33. The Trial Court relied on the case of United Insurance Co. Ltd vs Lawrence Ruthi Mwangi (2004) eKLR where the Court stated thus:“Mr. Wamalwa attempted to split airs by arguing that the notice referred to different date from the date given in the Plaint. This is a very minor issue. The notice referred to an accident having occurred on 12th December 1996 while the plaint in the primary suit and the suit against the Appellant referred to an accident on 13th December 1996. Either way, the Appellant has not shown that once he received that notice, it either commenced before or within 3 months of the primary suit an action fir declaration that it was entitled to avoid the policy…in my view, once judgment was entered in the primary suit against its insured, the magistrate of the lower court was entitled to hold as he did the Applicant by his conduct was estopped from denying existence of the insurance of the offending motor vehicle.”
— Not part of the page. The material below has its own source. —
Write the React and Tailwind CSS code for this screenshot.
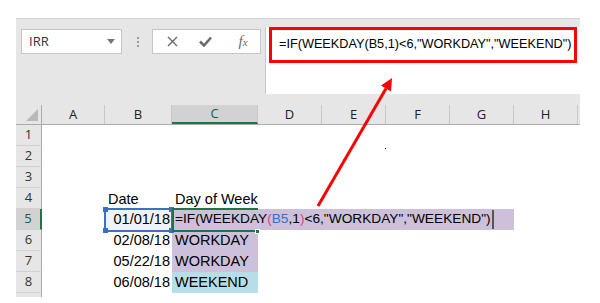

34. Consequently, the trial court found that the Appellant was served with notice of institution of the suit. any errors of=n the notice do no go to the route of the notice. I have perused the Record of Appeal filed in Court. Like the trial court, I note the Appellant’s contention is not that it did not receive the statutory notice. Otherwise, that the statutory notice referred to a different date of the accident.
35. However, the Appellant does not deny insuring the accident motor vehicle. Clearly, to me it would have been different if the Appellant’s case were that the accident motor vehicle was different and not the same as the insured motor vehicle. This would have proffered a ground for consideration in the Declaratory Suit and the Appeal in seeking to declare the original judgment a nullity.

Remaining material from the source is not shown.